Stephen Hawking and Billionaire Announce Project to Send Tiny Probes to Nearest Star System
Yuri Milner is investing 100 million dollars in research to develop a swarm of tiny probes for a mission to Alpha Centauri
Scientists have rovers on Mars, sent probes to Venus and Mercury, rocketed a craft that whizzed past Pluto and even landed a probe on a comet. But even with this stellar record, getting a man-made probe to another solar system seems impossible. Even Voyager 1, which is already 11 billion miles from Earth, won’t come close to another star system for 40,000 years.
Even so, Russian billionaire and internet entrepreneur Yuri Milner has a plan. On Tuesday, Milner, accompanied by Nobel-prizing-winning physicist Stephen Hawking, announced that he is investing 100 million dollars into his Breakthrough Starshot Project, with a goal of sending a fleet of probes to Alpha Centauri, our nearest neighboring star.
“Earth is a beautiful place, but it might not last forever,” Hawking says in a press release. “Sooner or later we must look to the stars.”
Milner hopes other philanthropists, scientists and governments will join the initiative. So far, Facebook’s Mark Zuckerberg and Hawking both will join Milner on the board of directors. Pete Worden, former director of NASA’s Ames Research Center, has signed on as executive director. Other space luminaries like physicist Freeman Dyson, astronaut Mae Jemison and astrophysicist Saul Perlmutter are advising the project, according to the press release.
The idea is to send a mothership full of nano-bots into high-altitude orbit. The ship would then release hundreds of the bots, dubbed “starchips.” Each bot, which costs roughly as much as an iPhone, is about the size of a postage stamp and is attached to very thin sails a few meters wide, Ross Anderson writes for The Atlantic.
But to propel the bots into hyper drive will require energy from a ground-based laser, which would blast a beam of light at the tiny bots' sails for two minutes, accelerating the bot to one-fifth the speed of light, roughly 100 million miles per hour. At that rate, the swarm of light-propelled probes could reach Alpha Centauri, 4.37 light years away, in about 20 years.
But why Alpha Centauri? The system is not just the closest system, but is a group of three stars: Alpha Centauri A and B, which circle each other, and Proxima Centauri, which may orbit the other two stars. Researchers also think an Earth-like planet may orbit Alpha Centauri B.
Milner tells Anderson that each probe would have a two-megapixel camera and star finders to help guide it toward any planets in the habitable zones around the Alpha Centauri A and B.

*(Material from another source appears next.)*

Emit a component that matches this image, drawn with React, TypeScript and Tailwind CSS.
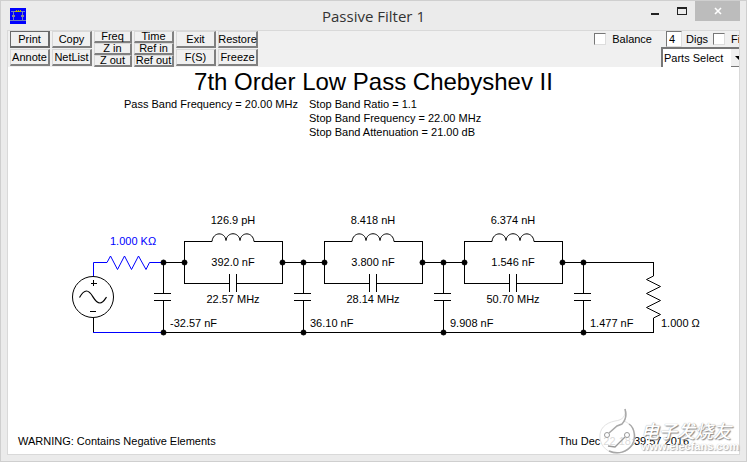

While the mission is intriguing, the five- to ten-billion-dollar price tag is a problem. The mechanics will also take a while to sort out. “There are about 20 key challenges we are asking the world’s scientific experts to help us with—and we are willing to financially support their work,” Pete Worden tells The New York Times.

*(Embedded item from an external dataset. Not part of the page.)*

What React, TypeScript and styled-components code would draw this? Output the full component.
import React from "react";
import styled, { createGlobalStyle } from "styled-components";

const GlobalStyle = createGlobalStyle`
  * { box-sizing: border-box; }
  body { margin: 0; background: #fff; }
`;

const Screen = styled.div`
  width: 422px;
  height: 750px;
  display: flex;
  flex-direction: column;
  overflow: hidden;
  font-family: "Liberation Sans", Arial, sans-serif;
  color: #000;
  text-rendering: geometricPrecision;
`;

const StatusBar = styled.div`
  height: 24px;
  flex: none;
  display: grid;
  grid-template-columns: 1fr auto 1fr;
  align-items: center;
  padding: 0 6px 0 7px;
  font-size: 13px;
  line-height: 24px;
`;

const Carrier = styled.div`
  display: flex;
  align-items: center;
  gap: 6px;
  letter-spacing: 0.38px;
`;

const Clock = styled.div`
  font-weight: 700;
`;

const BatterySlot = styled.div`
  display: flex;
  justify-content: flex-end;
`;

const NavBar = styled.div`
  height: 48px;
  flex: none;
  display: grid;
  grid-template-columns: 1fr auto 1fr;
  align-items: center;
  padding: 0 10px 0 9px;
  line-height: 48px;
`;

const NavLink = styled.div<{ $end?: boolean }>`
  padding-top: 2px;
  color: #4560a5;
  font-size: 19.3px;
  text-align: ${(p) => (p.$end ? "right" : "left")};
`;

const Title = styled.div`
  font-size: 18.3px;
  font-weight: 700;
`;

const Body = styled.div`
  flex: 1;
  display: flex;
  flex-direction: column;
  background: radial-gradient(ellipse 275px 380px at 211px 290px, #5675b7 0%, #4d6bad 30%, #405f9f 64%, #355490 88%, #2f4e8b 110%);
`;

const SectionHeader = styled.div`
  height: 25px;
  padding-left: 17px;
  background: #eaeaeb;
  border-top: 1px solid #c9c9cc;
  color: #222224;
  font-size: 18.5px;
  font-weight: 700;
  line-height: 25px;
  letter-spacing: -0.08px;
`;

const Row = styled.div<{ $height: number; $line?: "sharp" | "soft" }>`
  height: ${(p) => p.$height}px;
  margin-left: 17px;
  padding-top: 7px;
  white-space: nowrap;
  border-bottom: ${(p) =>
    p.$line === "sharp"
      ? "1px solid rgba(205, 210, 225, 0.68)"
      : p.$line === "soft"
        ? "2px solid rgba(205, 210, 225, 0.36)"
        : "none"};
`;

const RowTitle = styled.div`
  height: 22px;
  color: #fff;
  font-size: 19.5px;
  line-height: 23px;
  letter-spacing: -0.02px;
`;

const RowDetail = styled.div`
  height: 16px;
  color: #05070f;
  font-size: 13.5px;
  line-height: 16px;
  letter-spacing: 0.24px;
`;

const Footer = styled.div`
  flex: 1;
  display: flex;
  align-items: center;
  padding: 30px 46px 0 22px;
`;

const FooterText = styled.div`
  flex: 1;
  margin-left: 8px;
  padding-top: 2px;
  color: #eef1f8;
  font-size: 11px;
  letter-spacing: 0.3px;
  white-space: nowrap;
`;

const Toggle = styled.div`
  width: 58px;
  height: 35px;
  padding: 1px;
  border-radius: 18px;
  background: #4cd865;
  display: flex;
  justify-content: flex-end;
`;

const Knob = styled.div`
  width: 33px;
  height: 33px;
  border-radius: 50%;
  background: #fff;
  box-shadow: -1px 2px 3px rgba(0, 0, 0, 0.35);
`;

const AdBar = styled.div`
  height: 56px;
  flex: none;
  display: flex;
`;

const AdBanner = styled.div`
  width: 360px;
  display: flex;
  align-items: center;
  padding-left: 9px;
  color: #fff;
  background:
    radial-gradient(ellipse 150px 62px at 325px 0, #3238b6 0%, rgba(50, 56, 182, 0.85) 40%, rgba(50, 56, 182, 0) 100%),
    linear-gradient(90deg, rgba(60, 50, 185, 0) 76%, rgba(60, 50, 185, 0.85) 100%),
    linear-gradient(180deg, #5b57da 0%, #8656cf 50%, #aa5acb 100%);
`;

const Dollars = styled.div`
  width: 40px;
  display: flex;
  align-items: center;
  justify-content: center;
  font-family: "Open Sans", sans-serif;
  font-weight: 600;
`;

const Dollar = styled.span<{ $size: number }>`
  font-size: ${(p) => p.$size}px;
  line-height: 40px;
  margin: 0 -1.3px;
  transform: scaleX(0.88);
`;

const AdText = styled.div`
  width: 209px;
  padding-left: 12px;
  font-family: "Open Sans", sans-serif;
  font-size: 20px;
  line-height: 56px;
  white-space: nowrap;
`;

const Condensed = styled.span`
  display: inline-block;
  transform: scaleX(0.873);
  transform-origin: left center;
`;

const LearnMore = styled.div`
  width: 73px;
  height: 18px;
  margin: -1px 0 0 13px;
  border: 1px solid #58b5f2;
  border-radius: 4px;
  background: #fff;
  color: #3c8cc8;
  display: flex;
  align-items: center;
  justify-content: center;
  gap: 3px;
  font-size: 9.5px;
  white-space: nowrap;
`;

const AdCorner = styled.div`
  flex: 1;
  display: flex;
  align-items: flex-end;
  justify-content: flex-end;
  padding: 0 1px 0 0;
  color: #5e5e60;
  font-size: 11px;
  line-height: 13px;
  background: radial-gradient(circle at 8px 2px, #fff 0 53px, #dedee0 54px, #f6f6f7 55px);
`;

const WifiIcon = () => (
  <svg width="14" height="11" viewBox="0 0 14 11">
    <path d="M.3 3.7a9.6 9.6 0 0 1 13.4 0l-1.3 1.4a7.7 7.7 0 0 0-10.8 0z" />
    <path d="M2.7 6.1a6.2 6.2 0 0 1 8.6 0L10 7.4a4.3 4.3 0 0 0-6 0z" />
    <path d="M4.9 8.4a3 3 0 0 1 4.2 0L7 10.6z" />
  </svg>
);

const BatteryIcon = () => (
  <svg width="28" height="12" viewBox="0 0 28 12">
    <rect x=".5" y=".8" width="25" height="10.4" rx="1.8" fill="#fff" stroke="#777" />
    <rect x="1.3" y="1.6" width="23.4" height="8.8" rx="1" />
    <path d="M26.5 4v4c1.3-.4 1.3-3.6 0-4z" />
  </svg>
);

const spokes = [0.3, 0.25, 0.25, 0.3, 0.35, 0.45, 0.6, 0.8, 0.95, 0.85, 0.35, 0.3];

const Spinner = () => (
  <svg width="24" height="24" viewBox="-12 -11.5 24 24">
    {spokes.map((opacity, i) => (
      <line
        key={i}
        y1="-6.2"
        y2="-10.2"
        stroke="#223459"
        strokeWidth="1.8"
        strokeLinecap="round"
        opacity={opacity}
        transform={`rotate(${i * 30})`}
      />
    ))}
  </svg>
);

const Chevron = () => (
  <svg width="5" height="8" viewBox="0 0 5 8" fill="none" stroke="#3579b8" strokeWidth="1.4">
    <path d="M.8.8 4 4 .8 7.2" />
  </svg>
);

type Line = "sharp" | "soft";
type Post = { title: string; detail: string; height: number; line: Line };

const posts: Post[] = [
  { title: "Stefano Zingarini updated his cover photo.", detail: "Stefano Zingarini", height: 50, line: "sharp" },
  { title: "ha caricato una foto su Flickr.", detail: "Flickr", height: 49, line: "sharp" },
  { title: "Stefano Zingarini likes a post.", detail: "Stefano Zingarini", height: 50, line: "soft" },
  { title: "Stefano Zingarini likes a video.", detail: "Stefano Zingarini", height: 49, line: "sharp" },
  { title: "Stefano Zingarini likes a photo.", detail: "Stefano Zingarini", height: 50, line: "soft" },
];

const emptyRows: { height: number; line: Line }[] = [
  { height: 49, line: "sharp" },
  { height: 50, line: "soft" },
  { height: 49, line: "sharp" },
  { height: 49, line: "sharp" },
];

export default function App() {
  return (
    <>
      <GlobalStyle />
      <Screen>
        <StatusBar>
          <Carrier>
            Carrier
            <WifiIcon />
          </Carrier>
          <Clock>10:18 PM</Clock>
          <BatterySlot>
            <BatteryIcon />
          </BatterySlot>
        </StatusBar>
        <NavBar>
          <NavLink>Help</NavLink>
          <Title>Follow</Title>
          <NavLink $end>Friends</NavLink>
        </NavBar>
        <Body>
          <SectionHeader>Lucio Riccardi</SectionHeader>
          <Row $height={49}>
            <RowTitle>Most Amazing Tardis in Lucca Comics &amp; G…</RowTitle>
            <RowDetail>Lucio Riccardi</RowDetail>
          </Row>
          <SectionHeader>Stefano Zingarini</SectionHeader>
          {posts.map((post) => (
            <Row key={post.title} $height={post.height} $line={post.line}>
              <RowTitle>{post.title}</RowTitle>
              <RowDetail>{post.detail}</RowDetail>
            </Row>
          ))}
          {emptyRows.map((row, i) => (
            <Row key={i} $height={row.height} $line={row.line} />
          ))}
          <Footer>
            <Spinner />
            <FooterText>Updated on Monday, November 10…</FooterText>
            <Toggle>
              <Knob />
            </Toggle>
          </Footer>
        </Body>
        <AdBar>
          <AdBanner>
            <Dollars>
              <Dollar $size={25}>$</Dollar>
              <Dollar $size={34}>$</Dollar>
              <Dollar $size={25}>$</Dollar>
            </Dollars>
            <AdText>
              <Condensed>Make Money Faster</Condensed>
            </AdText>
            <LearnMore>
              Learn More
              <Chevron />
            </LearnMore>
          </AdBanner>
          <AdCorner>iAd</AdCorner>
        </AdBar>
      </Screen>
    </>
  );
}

The biggest sticking point is the laser, which would need to generate 100 gigwatts of power, about 100 times the output of a nuclear power plant, to accelerate a single probe. The tiny probes will also need to survive 60,000 times the pull of gravity during their acceleration.
Still, Milner says he thinks technology will advance to the point where this is possible, targeting the Atacama Desert for the laser array. “If you have a reasonable sized battery, and a reasonable sized array, and a reasonable sized power station, you probably can do one shot a day,” Milner tells Anderson. “And then you recharge and shoot again. You can launch one per day for a year and then you have hundreds on the way.”
Even the program’s supporters question whether it will get off the ground in its current form. Freeman Dyson tells Anderson that he worries the probes might get ripped to shreds by dust, rocks, ice or something else that may fill interstellar space. He also worries that it will be difficult to build a sail thin and strong enough to survive blast from a 100-gigawatt laser array.
Milner, for his part, has relatively realistic expectations for the project. He knows it will take a lot of time and money to figure out the technology before the mission can even begin. “That’s what the $100 million is for,” he tells Anderson. “It’s to do extensive research into all of these challenges, and try to convince ourselves that this is possible in the lifetime of a single generation.”